Here’s a conversation between Igarashi Daisuke and Taiyou Matsumoto that ran in the magazine Brutus in early 2012.

Picture of Matsumoto and Igarashi, from the relevant issue of Brutus.


Taiyo Matsumoto: I feel like you kind of came out of nowhere. I’ve been drawing manga for about 25 years, but you really blew me away. I first heard your name around the time Witches came out, and at first I thought you were still new to the scene. This guy is just incredible, I thought—it was so polished and everything. I was a little worried for myself.

Daisuke Igarashi: I found out about you when I was a student. Your work was being featured in a magazine or something, and seeing your manga cover designs I thought to myself, “This is really good, this is my kind of art”, but I figured I would probably be influenced by it if I read it, though. That fear kind of trumped everything else, so I avoided your work for a long time. (laugh) Nowadays I actually read your work just to steal from it, though.
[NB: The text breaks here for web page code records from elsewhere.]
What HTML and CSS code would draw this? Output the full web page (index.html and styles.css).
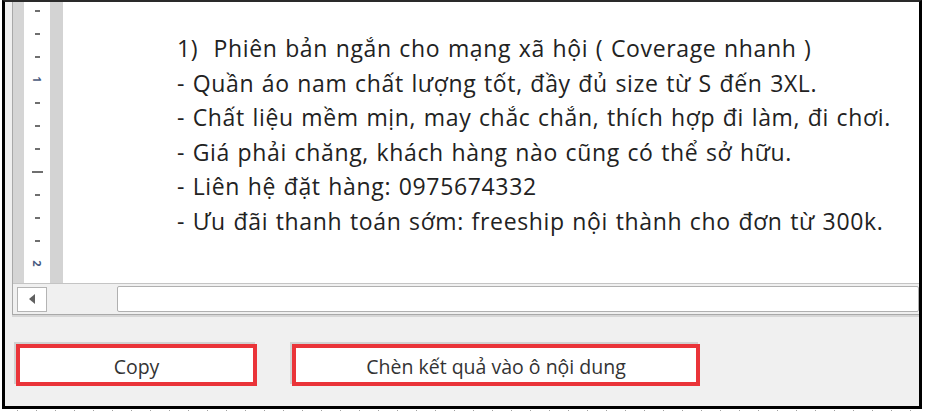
FILE: index.html
```html
<!DOCTYPE html>
<html lang="vi">
<head>
    <meta charset="UTF-8">
    <meta name="viewport" content="width=device-width, initial-scale=1.0">
    <title>Kết quả</title>
    <link rel="stylesheet" href="styles.css">
</head>
<body>

    <div class="dialog">
        <!-- Editor panel with vertical ruler -->
        <div class="panel">
            <div class="editor">
                <div class="ruler">
                    <div class="ruler-marks">
                        <span class="mark"><i class="tick"></i></span>
                        <span class="mark"><i class="tick"></i></span>
                        <span class="mark"><i class="tick"></i></span>
                        <span class="mark"><b class="num">1</b></span>
                        <span class="mark"><i class="tick"></i></span>
                        <span class="mark"><i class="tick"></i></span>
                        <span class="mark"><i class="tick"></i></span>
                        <span class="mark"><i class="tick long"></i></span>
                        <span class="mark"><i class="tick"></i></span>
                        <span class="mark"><i class="tick"></i></span>
                        <span class="mark"><i class="tick"></i></span>
                        <span class="mark"><b class="num">2</b></span>
                    </div>
                </div>
                <div class="doc">
                    <p>1)&nbsp; Phiên bản ngắn cho mạng xã hội ( Coverage nhanh )</p>
                    <p>- Quần áo nam chất lượng tốt, đầy đủ size từ S đến 3XL.</p>
                    <p>- Chất liệu mềm mịn, may chắc chắn, thích hợp đi làm, đi chơi.</p>
                    <p>- Giá phải chăng, khách hàng nào cũng có thể sở hữu.</p>
                    <p>- Liên hệ đặt hàng: 0975674332</p>
                    <p>- Ưu đãi thanh toán sớm: freeship nội thành cho đơn từ 300k.</p>
                </div>
            </div>

            <!-- Horizontal scrollbar -->
            <div class="hscroll">
                <div class="arrow-btn">
                    <svg width="8" height="10" viewBox="0 0 8 10"><path d="M7 0 L1 5 L7 10 Z" fill="#606060"/></svg>
                </div>
                <div class="thumb"></div>
            </div>
        </div>

        <!-- Action buttons -->
        <div class="actions">
            <button class="btn btn-copy">Copy</button>
            <button class="btn btn-insert">Chèn kết quả vào ô nội dung</button>
        </div>
    </div>
    <div class="page-edge"></div>

</body>
</html>
```

FILE: styles.css
```css
/* General Styles */
body {
    margin: 0;
    background-color: #fff;
    overflow: hidden;
}

/* Dialog frame */
.dialog {
    box-sizing: border-box;
    width: 920px;
    height: 409px;
    margin-left: 2px;
    background-color: #f0f0f0;
    border: 3px solid #000;
    border-top: 2px solid #2a2a2a;
    overflow: hidden;
}

/* Editor panel */
.panel {
    margin-left: 7px;
    height: 312px;
    border-left: 1px solid #a9a9a9;
    border-bottom: 1px solid #a9a9a9;
    box-shadow: 0 2px 0 #d6d6d6;
    display: flex;
    flex-direction: column;
}

.editor {
    display: flex;
    height: 281px;
    background-color: #fff;
}

/* Vertical ruler */
.ruler {
    width: 26px;
    border-left: 11px solid #d5d5d5;
    border-right: 13px solid #d3d3d3;
    background-color: #fff;
    overflow: hidden;
}

.ruler-marks {
    display: flex;
    flex-direction: column;
    margin-top: -3px;
}

.mark {
    height: 23px;
    display: flex;
    align-items: center;
    justify-content: center;
}

.tick {
    display: block;
    width: 5px;
    height: 2px;
    background-color: #6f6f6f;
}

.tick.long {
    width: 11px;
}

.num {
    font-family: "Open Sans", sans-serif;
    font-size: 11px;
    font-weight: bold;
    color: #4a5a80;
    transform: rotate(90deg);
}

/* Document text */
.doc {
    flex: 1;
    padding: 29px 0 0 114px;
    font-family: "Open Sans", sans-serif;
    font-size: 23px;
    letter-spacing: 0.65px;
    word-spacing: 1px;
    line-height: 34.6px;
    color: #222;
    white-space: nowrap;
    overflow: hidden;
}

.doc p {
    margin: 0;
}

/* Horizontal scrollbar */
.hscroll {
    flex: 1;
    display: flex;
    align-items: center;
    border-top: 1px solid #c4c4c4;
    background-color: #f0f0f0;
    padding-left: 4px;
}

.arrow-btn {
    box-sizing: border-box;
    width: 30px;
    height: 25px;
    background-color: #fff;
    border: 1px solid #b4b4b4;
    display: flex;
    align-items: center;
    justify-content: center;
}

.thumb {
    box-sizing: border-box;
    flex: 1;
    height: 26px;
    margin-left: 70px;
    background-color: #fff;
    border: 1px solid #b0b0b0;
    border-radius: 2px;
}

/* Buttons */
.actions {
    display: flex;
    gap: 35px;
    margin: 29px 0 0 11px;
}

.btn {
    box-sizing: border-box;
    height: 42px;
    padding-top: 3px;
    background-color: #fff;
    border: 4px solid #ea3439;
    box-shadow: -2px -2px 0 #d2d2d2;
    font-family: "Open Sans", sans-serif;
    font-size: 19.5px;
    color: #333;
    cursor: pointer;
}

.btn-copy {
    width: 241px;
}

.btn-insert {
    width: 408px;
}

/* Dotted edge below the dialog */
.page-edge {
    height: 1px;
    margin: 1px 0 0 17px;
    background: repeating-linear-gradient(to right, #a0a0a0 0 1px, transparent 1px 19px);
}
```
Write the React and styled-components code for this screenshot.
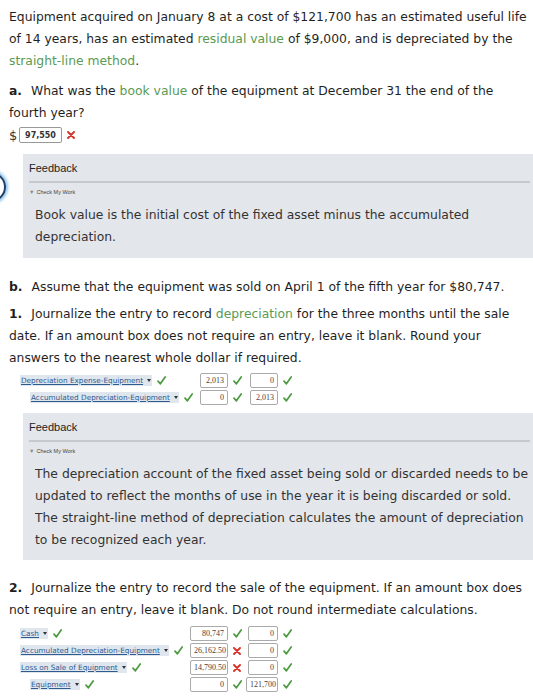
import React from 'react';
import styled, { createGlobalStyle } from 'styled-components';

const GlobalStyle = createGlobalStyle`
  html, body {
    margin: 0;
    padding: 0;
    background: #fff;
  }
  body {
    font-family: "DejaVu Sans", Verdana, sans-serif;
    color: #222;
  }
`;

const Page = styled.div`
  position: relative;
  width: 533px;
  height: 700px;
  overflow: hidden;
  padding: 6px 0 0 9px;
  box-sizing: border-box;
`;

const Para = styled.p`
  margin: 0 0 ${(p) => p.$gap ?? 8}px 0;
  font-size: 12.35px;
  line-height: 22px;
  color: #1f1f1f;
`;

const Term = styled.span`
  color: #5a9a52;
`;

const Num = styled.b`
  font-weight: bold;
  margin-right: 9px;
`;

const AnswerRow = styled.div`
  display: flex;
  align-items: center;
  height: 22px;
  margin-bottom: 8px;
`;

const Dollar = styled.span`
  font-size: 13px;
  color: #333;
  width: 10px;
`;

const AnswerBox = styled.span`
  display: inline-block;
  width: 43px;
  height: 16px;
  line-height: 15px;
  border: 1px solid #999;
  border-radius: 2px;
  font-size: 8px;
  font-weight: bold;
  text-align: center;
  color: #333;
  box-sizing: border-box;
`;

const MarkSlot = styled.span`
  display: inline-flex;
  align-items: center;
  justify-content: ${(p) => (p.$start ? 'flex-start' : 'center')};
  width: ${(p) => p.$w || 14}px;
  padding-left: ${(p) => p.$pl || 0}px;
  box-sizing: border-box;
  flex-shrink: 0;
`;

function Mark({ bad, w, start, pl }) {
  return (
    <MarkSlot $w={w} $start={start} $pl={pl}>
      {bad ? (
        <svg width="8" height="8" viewBox="0 0 8 8">
          <path d="M1 1 L7 7 M7 1 L1 7" stroke="#d8342b" strokeWidth="1.9" strokeLinecap="round" />
        </svg>
      ) : (
        <svg width="9" height="9" viewBox="0 0 9 9">
          <path d="M1 5.2 L3.4 7.8 L8.2 1" fill="none" stroke="#4b9b3f" strokeWidth="1.7" strokeLinecap="round" strokeLinejoin="round" />
        </svg>
      )}
    </MarkSlot>
  );
}

const FeedbackBox = styled.div`
  margin: ${(p) => p.$top ?? 0}px -9px ${(p) => p.$bottom ?? 0}px 14px;
  background: #e3e6ea;
  padding: 8px 12px 10px 6px;
  height: ${(p) => p.$h}px;
  box-sizing: border-box;
`;

const FeedbackTitle = styled.div`
  font-family: "Liberation Sans", Arial, sans-serif;
  font-size: 11px;
  color: #222;
  line-height: 13px;
  padding-bottom: 6px;
  border-bottom: 2px solid #c6cacf;
`;

const CheckWork = styled.div`
  font-family: "Liberation Sans", Arial, sans-serif;
  font-size: 5.5px;
  color: #444;
  margin: 5px 0 8px;
  line-height: 8px;
`;

const Triangle = styled.span`
  color: #888;
  margin-right: 2px;
`;

const FeedbackText = styled.p`
  margin: 0 0 0 6px;
  font-size: 12.35px;
  line-height: 22px;
  color: #333;
`;

const Journal = styled.div`
  display: flex;
  flex-direction: column;
  margin: 0 0 ${(p) => p.$bottom ?? 0}px 11px;
`;

const JRow = styled.div`
  display: grid;
  grid-template-columns: 170px 38px 18px 32px 18px;
  align-items: center;
  height: 17px;
`;

const AccountCell = styled.div`
  display: flex;
  align-items: center;
  padding-left: ${(p) => (p.$credit ? 10 : 0)}px;
  white-space: nowrap;
`;

const Account = styled.span`
  font-size: 7.3px;
  color: #2f5a8e;
  text-decoration: underline;
  background: #dfe6ee;
  padding: 0 1px;
  white-space: nowrap;
  line-height: 11px;
  display: inline-flex;
  align-items: center;
`;

const Caret = styled.span`
  display: inline-block;
  margin-left: 4px;
  width: 0;
  height: 0;
  border-left: 2.5px solid transparent;
  border-right: 2.5px solid transparent;
  border-top: 3px solid #333;
`;

const AmountCell = styled.div`
  display: flex;
  justify-content: flex-end;
`;

const Amount = styled.span`
  display: inline-block;
  min-width: ${(p) => p.$min || 28}px;
  height: 15px;
  line-height: 14px;
  padding: 0 3px;
  border: 1px solid #aaa;
  border-radius: 2px;
  box-sizing: border-box;
  font-family: "Liberation Serif", "Times New Roman", serif;
  font-size: 8px;
  color: #444;
  text-align: right;
  background: #fff;
`;

const FocusRing = styled.div`
  position: absolute;
  left: -24px;
  top: 172px;
  width: 26px;
  height: 26px;
  border-radius: 50%;
  border: 2px solid #1c3f66;
  box-shadow: 0 0 3px 2px #8fc3ec;
`;

function Row({ account, credit, debit, creditAmt, dOk = true, cOk = true, min, cmin }) {
  return (
    <JRow>
      <AccountCell $credit={credit}>
        <Account>
          {account}
          <Caret />
        </Account>
        <Mark w={14} start pl={5} />
      </AccountCell>
      <AmountCell>
        <Amount $min={min}>{debit}</Amount>
      </AmountCell>
      <Mark w={18} bad={!dOk} />
      <AmountCell>
        <Amount $min={cmin}>{creditAmt}</Amount>
      </AmountCell>
      <Mark w={18} bad={!cOk} />
    </JRow>
  );
}

function Feedback({ h, bottom, children }) {
  return (
    <FeedbackBox $h={h} $bottom={bottom}>
      <FeedbackTitle>Feedback</FeedbackTitle>
      <CheckWork>
        <Triangle>▼</Triangle>Check My Work
      </CheckWork>
      <FeedbackText>{children}</FeedbackText>
    </FeedbackBox>
  );
}

export default function App() {
  return (
    <>
      <GlobalStyle />
      <Page>
        <FocusRing />
        <Para>
          Equipment acquired on January 8 at a cost of $121,700 has an estimated useful life
          of 14 years, has an estimated <Term>residual value</Term> of $9,000, and is depreciated by the{' '}
          <Term>straight-line method</Term>.
        </Para>
        <Para $gap={0}>
          <Num>a.</Num>What was the <Term>book value</Term> of the equipment at December 31 the end of the
          fourth year?
        </Para>
        <AnswerRow>
          <Dollar>$</Dollar>
          <AnswerBox>97,550</AnswerBox>
          <Mark w={18} bad />
        </AnswerRow>
        <Feedback h={104} bottom={18}>
          Book value is the initial cost of the fixed asset minus the accumulated depreciation.
        </Feedback>
        <Para $gap={5}>
          <Num>b.</Num>Assume that the equipment was sold on April 1 of the fifth year for $80,747.
        </Para>
        <Para $gap={3}>
          <Num>1.</Num>Journalize the entry to record <Term>depreciation</Term> for the three months until the sale
          date. If an amount box does not require an entry, leave it blank. Round your
          answers to the nearest whole dollar if required.
        </Para>
        <Journal $bottom={7}>
          <Row account="Depreciation Expense-Equipment" debit="2,013" creditAmt="0" cmin={28} />
          <Row account="Accumulated Depreciation-Equipment" credit debit="0" creditAmt="2,013" cmin={28} />
        </Journal>
        <Feedback h={147} bottom={17}>
          The depreciation account of the fixed asset being sold or discarded needs to be
          updated to reflect the months of use in the year it is being discarded or sold.
          The straight-line method of depreciation calculates the amount of depreciation
          to be recognized each year.
        </Feedback>
        <Para $gap={4}>
          <Num>2.</Num>Journalize the entry to record the sale of the equipment. If an amount box does
          not require an entry, leave it blank. Do not round intermediate calculations.
        </Para>
        <Journal>
          <Row account="Cash" debit="80,747" creditAmt="0" min={38} cmin={30} />
          <Row account="Accumulated Depreciation-Equipment" debit="26,162.50" creditAmt="0" dOk={false} min={38} cmin={30} />
          <Row account="Loss on Sale of Equipment" debit="14,790.50" creditAmt="0" dOk={false} min={38} cmin={30} />
          <Row account="Equipment" credit debit="0" creditAmt="121,700" min={38} cmin={30} />
        </Journal>
      </Page>
    </>
  );
}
Matsumoto: I find I can’t tell who you’ve been influenced by when I look at your work. With most manga artists you can see that, Oh, this artist’s a Katsuhiro Otomo fan, this one’s a Yumi Tada fan.  With your art, though, I can’t tell; you leave me wondering, “What artist is this guy into?” You’re original, I guess is what I’m saying. Hmmm… it feels kind of like you’ve come to manga via painting.